* _Aim of the exercise_
The data below should be restated word for word, with every picture omitted.

+++

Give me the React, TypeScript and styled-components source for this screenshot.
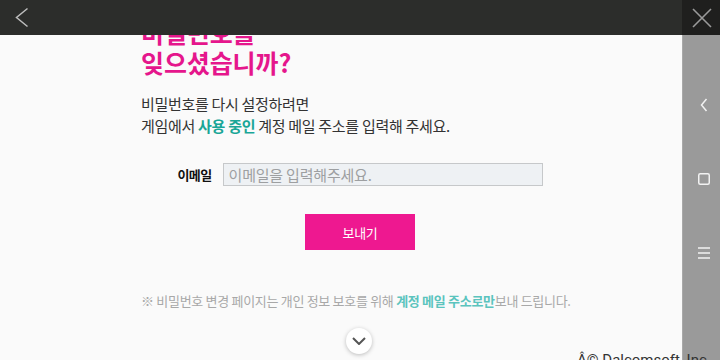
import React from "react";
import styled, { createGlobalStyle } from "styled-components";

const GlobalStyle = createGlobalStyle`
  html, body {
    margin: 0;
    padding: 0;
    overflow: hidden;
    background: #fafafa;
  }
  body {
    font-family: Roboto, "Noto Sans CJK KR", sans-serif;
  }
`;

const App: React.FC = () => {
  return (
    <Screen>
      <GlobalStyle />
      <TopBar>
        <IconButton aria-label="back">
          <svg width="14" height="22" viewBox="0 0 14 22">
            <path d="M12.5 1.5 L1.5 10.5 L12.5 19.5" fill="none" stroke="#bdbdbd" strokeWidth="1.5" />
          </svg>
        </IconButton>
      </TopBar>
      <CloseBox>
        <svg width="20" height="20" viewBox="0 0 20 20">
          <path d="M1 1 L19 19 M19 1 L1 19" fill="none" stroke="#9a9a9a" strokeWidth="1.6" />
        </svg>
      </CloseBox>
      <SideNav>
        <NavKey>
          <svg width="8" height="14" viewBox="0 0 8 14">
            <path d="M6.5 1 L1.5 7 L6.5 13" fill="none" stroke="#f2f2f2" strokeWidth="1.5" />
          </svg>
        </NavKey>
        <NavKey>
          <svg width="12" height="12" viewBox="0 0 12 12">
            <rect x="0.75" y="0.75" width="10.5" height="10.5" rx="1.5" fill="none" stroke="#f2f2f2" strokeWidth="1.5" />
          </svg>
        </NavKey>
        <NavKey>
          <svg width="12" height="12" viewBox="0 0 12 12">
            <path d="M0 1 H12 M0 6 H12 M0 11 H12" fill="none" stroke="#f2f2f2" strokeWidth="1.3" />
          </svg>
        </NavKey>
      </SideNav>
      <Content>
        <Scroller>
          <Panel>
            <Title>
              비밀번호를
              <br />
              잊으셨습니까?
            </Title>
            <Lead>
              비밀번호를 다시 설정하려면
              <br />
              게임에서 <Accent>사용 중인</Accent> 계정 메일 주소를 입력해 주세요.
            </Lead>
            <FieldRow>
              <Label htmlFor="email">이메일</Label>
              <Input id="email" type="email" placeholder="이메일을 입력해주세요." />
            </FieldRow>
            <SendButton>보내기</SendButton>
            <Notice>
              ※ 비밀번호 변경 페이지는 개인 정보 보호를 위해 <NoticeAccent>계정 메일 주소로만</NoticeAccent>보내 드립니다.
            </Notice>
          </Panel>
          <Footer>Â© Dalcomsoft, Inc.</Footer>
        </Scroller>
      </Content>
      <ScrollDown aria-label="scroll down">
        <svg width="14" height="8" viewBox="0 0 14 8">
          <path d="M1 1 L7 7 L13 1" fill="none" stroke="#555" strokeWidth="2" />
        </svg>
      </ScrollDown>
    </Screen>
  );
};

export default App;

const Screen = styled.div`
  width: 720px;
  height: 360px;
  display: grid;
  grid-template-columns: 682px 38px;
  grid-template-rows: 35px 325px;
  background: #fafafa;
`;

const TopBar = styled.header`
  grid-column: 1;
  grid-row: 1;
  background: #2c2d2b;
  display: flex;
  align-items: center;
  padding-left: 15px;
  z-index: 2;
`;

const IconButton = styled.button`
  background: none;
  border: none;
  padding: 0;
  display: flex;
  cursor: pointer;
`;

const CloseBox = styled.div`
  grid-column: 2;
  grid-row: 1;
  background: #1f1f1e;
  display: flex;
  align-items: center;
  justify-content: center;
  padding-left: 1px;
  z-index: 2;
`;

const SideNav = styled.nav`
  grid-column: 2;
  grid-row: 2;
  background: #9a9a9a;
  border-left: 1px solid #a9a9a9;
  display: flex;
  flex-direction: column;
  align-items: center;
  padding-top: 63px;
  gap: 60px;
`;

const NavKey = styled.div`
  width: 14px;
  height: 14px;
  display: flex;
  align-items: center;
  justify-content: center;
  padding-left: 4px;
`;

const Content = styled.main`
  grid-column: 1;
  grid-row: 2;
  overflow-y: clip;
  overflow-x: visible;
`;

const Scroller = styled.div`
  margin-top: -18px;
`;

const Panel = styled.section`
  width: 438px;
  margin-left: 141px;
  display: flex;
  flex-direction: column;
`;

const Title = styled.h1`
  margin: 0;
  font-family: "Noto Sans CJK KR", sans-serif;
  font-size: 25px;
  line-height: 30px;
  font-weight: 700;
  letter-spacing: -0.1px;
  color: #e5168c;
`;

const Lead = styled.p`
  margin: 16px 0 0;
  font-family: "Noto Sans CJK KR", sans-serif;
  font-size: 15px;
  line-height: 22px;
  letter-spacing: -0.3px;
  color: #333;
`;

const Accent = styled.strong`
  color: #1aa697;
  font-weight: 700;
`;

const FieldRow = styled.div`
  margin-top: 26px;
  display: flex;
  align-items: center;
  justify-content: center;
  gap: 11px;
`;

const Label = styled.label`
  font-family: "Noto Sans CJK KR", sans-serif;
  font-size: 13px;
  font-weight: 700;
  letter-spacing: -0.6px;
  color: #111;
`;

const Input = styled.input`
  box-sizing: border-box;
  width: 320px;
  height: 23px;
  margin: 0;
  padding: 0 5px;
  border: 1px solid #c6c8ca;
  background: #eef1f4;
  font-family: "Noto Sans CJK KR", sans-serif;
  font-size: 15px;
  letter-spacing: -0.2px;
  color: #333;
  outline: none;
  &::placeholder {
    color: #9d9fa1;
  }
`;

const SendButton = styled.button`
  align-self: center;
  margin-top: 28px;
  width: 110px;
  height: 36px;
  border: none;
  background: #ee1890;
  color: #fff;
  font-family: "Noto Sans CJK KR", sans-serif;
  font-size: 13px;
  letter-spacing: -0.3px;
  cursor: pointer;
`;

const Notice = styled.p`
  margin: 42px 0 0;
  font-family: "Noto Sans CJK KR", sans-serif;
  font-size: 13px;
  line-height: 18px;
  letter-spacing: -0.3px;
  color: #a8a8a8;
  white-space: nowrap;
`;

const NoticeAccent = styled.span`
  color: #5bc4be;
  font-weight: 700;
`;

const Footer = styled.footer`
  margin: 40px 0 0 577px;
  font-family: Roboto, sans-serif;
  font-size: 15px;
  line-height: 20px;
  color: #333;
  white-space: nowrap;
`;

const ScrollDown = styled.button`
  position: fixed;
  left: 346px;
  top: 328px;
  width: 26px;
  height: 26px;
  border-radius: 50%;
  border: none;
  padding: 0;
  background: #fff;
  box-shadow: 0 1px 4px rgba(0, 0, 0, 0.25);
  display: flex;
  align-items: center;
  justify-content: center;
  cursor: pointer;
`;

+++

* _Result of the exercise_
Give me the React, TypeScript and styled-components source for this screenshot.
import React from "react";
import styled, { createGlobalStyle } from "styled-components";

const GlobalStyle = createGlobalStyle`
  html, body {
    margin: 0;
    padding: 0;
    overflow: hidden;
    background: #fafafa;
  }
  body {
    font-family: Roboto, "Noto Sans CJK KR", sans-serif;
  }
`;

const App: React.FC = () => {
  return (
    <Screen>
      <GlobalStyle />
      <TopBar>
        <IconButton aria-label="back">
          <svg width="14" height="22" viewBox="0 0 14 22">
            <path d="M12.5 1.5 L1.5 10.5 L12.5 19.5" fill="none" stroke="#bdbdbd" strokeWidth="1.5" />
          </svg>
        </IconButton>
      </TopBar>
      <CloseBox>
        <svg width="20" height="20" viewBox="0 0 20 20">
          <path d="M1 1 L19 19 M19 1 L1 19" fill="none" stroke="#9a9a9a" strokeWidth="1.6" />
        </svg>
      </CloseBox>
      <SideNav>
        <NavKey>
          <svg width="8" height="14" viewBox="0 0 8 14">
            <path d="M6.5 1 L1.5 7 L6.5 13" fill="none" stroke="#f2f2f2" strokeWidth="1.5" />
          </svg>
        </NavKey>
        <NavKey>
          <svg width="12" height="12" viewBox="0 0 12 12">
            <rect x="0.75" y="0.75" width="10.5" height="10.5" rx="1.5" fill="none" stroke="#f2f2f2" strokeWidth="1.5" />
          </svg>
        </NavKey>
        <NavKey>
          <svg width="12" height="12" viewBox="0 0 12 12">
            <path d="M0 1 H12 M0 6 H12 M0 11 H12" fill="none" stroke="#f2f2f2" strokeWidth="1.3" />
          </svg>
        </NavKey>
      </SideNav>
      <Content>
        <Scroller>
          <Panel>
            <Title>
              비밀번호를
              <br />
              잊으셨습니까?
            </Title>
            <Lead>
              비밀번호를 다시 설정하려면
              <br />
              게임에서 <Accent>사용 중인</Accent> 계정 메일 주소를 입력해 주세요.
            </Lead>
            <FieldRow>
              <Label htmlFor="email">이메일</Label>
              <Input id="email" type="email" placeholder="이메일을 입력해주세요." />
            </FieldRow>
            <SendButton>보내기</SendButton>
            <Notice>
              ※ 비밀번호 변경 페이지는 개인 정보 보호를 위해 <NoticeAccent>계정 메일 주소로만</NoticeAccent>보내 드립니다.
            </Notice>
          </Panel>
          <Footer>Â© Dalcomsoft, Inc.</Footer>
        </Scroller>
      </Content>
      <ScrollDown aria-label="scroll down">
        <svg width="14" height="8" viewBox="0 0 14 8">
          <path d="M1 1 L7 7 L13 1" fill="none" stroke="#555" strokeWidth="2" />
        </svg>
      </ScrollDown>
    </Screen>
  );
};

export default App;

const Screen = styled.div`
  width: 720px;
  height: 360px;
  display: grid;
  grid-template-columns: 682px 38px;
  grid-template-rows: 35px 325px;
  background: #fafafa;
`;

const TopBar = styled.header`
  grid-column: 1;
  grid-row: 1;
  background: #2c2d2b;
  display: flex;
  align-items: center;
  padding-left: 15px;
  z-index: 2;
`;

const IconButton = styled.button`
  background: none;
  border: none;
  padding: 0;
  display: flex;
  cursor: pointer;
`;

const CloseBox = styled.div`
  grid-column: 2;
  grid-row: 1;
  background: #1f1f1e;
  display: flex;
  align-items: center;
  justify-content: center;
  padding-left: 1px;
  z-index: 2;
`;

const SideNav = styled.nav`
  grid-column: 2;
  grid-row: 2;
  background: #9a9a9a;
  border-left: 1px solid #a9a9a9;
  display: flex;
  flex-direction: column;
  align-items: center;
  padding-top: 63px;
  gap: 60px;
`;

const NavKey = styled.div`
  width: 14px;
  height: 14px;
  display: flex;
  align-items: center;
  justify-content: center;
  padding-left: 4px;
`;

const Content = styled.main`
  grid-column: 1;
  grid-row: 2;
  overflow-y: clip;
  overflow-x: visible;
`;

const Scroller = styled.div`
  margin-top: -18px;
`;

const Panel = styled.section`
  width: 438px;
  margin-left: 141px;
  display: flex;
  flex-direction: column;
`;

const Title = styled.h1`
  margin: 0;
  font-family: "Noto Sans CJK KR", sans-serif;
  font-size: 25px;
  line-height: 30px;
  font-weight: 700;
  letter-spacing: -0.1px;
  color: #e5168c;
`;

const Lead = styled.p`
  margin: 16px 0 0;
  font-family: "Noto Sans CJK KR", sans-serif;
  font-size: 15px;
  line-height: 22px;
  letter-spacing: -0.3px;
  color: #333;
`;

const Accent = styled.strong`
  color: #1aa697;
  font-weight: 700;
`;

const FieldRow = styled.div`
  margin-top: 26px;
  display: flex;
  align-items: center;
  justify-content: center;
  gap: 11px;
`;

const Label = styled.label`
  font-family: "Noto Sans CJK KR", sans-serif;
  font-size: 13px;
  font-weight: 700;
  letter-spacing: -0.6px;
  color: #111;
`;

const Input = styled.input`
  box-sizing: border-box;
  width: 320px;
  height: 23px;
  margin: 0;
  padding: 0 5px;
  border: 1px solid #c6c8ca;
  background: #eef1f4;
  font-family: "Noto Sans CJK KR", sans-serif;
  font-size: 15px;
  letter-spacing: -0.2px;
  color: #333;
  outline: none;
  &::placeholder {
    color: #9d9fa1;
  }
`;

const SendButton = styled.button`
  align-self: center;
  margin-top: 28px;
  width: 110px;
  height: 36px;
  border: none;
  background: #ee1890;
  color: #fff;
  font-family: "Noto Sans CJK KR", sans-serif;
  font-size: 13px;
  letter-spacing: -0.3px;
  cursor: pointer;
`;

const Notice = styled.p`
  margin: 42px 0 0;
  font-family: "Noto Sans CJK KR", sans-serif;
  font-size: 13px;
  line-height: 18px;
  letter-spacing: -0.3px;
  color: #a8a8a8;
  white-space: nowrap;
`;

const NoticeAccent = styled.span`
  color: #5bc4be;
  font-weight: 700;
`;

const Footer = styled.footer`
  margin: 40px 0 0 577px;
  font-family: Roboto, sans-serif;
  font-size: 15px;
  line-height: 20px;
  color: #333;
  white-space: nowrap;
`;

const ScrollDown = styled.button`
  position: fixed;
  left: 346px;
  top: 328px;
  width: 26px;
  height: 26px;
  border-radius: 50%;
  border: none;
  padding: 0;
  background: #fff;
  box-shadow: 0 1px 4px rgba(0, 0, 0, 0.25);
  display: flex;
  align-items: center;
  justify-content: center;
  cursor: pointer;
`;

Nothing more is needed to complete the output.